I'm going to propose a measure that will be consistent with what Mr. Samson, Ms. Fortier and Mr. Clarke said earlier.
Step 4 concerns aboriginal consultation. We have nothing against aboriginal people, of course, but, in step 3 or 4, or between steps 3 and 4, we should talk about consulting the OLMCs and the school boards. It's as essential to consult them as it is, under the Constitution, to consult aboriginal people.
In the Constitution Act, section 23, which concerns the official language minority communities, comes before section 35, regarding the rights of aboriginal peoples. The parliamentarians who drafted the act at the time, or who suggested it, initially talked about official language minority rights.
You talked about positive measures in your opening remarks. I think it would be a positive measure to send a clear and essential signal that minority francophones across the country are on the same level as aboriginal people, and that's also the case of the school boards, which have to fight within the disposal process described here. They have to fight to ensure their place, to have offices and lands available to them.

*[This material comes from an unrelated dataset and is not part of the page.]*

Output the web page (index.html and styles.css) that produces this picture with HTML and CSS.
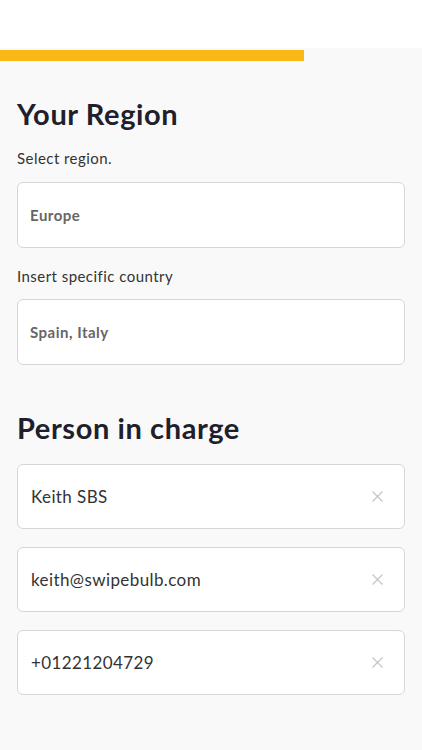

I'm asking you the question and I'm putting it to Mr. McBain as well. You're a politician like us. We all have big political ambitions, and we want to serve the entire community well. In actual fact, once we've drafted the laws, regulations and processes, we aren't the ones who implement them. It's Mr. McBain and his colleagues.
Do those people think the same way we do, or do they think that, in spite of our big ambitions, there may be more realistic things to do on the ground on a daily basis, which may be different from what we want done?